The quick reinstatement by the appeals court maintaining these tariffs while litigation continues creates significant uncertainty for businesses, as they face an average household purchasing power reduction of $950 if the tariffs remain in place 3.

The legal battle could potentially reach the Supreme Court, setting precedents about presidential trade powers that would impact economic policy for decades to come.

2️⃣ US-China trade relationship shows diminishing returns from tariff strategies

Despite years of escalating tariffs on Chinese goods, the fundamental trade issues between the U.S. and China remain largely unresolved.

The U.S. trade deficit with China still stands at $295 billion as of 2024—the lowest since 2009 but still the largest deficit with any trading partner—suggesting limited effectiveness of tariff policies in addressing structural imbalances 4.

Economic research indicates that the tariff war has resulted in approximately 245,000 American job losses while failing to achieve its stated objectives of forcing major Chinese economic reforms or substantially reducing the trade deficit 5.

The 90-day truce represents the latest attempt to pause hostilities that have repeatedly failed to produce lasting solutions to issues like intellectual property protection, forced technology transfers, and state subsidies 4.

This pattern of short-term truces followed by renewed tensions has become characteristic of U.S.-China trade relations, with economists increasingly questioning whether tariffs produce more economic harm than leverage.

3️⃣ High-level leader intervention reflects shift from technical to political trade diplomacy

Bessent’s statement that progress will require direct involvement from President Trump and President Xi represents a significant shift in how trade negotiations operate.
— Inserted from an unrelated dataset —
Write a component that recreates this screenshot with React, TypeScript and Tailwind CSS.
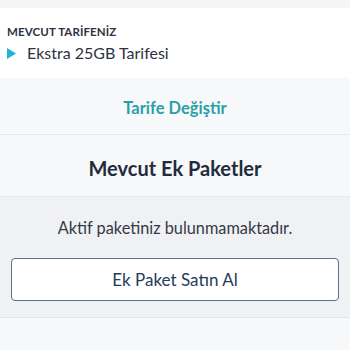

This pattern of elevating trade issues to leader-level discussions has become increasingly common since 2018, reflecting how technically complex trade issues have become intertwined with broader strategic competition between the nations 6.

Historical precedent shows that major breakthroughs in U.S.-China relations have often required direct leader engagement, dating back to President Nixon’s 1972 visit that initiated the modern relationship 7.

The need for leader intervention highlights how technical trade negotiators lack the authority to make concessions on issues now considered matters of national security, such as technology access and critical supply chains 4.

This diplomatic approach represents a departure from the WTO-centered, rules-based trading system that prevailed from 2001-2017, where disputes were primarily handled through established multilateral mechanisms rather than bilateral leader summits.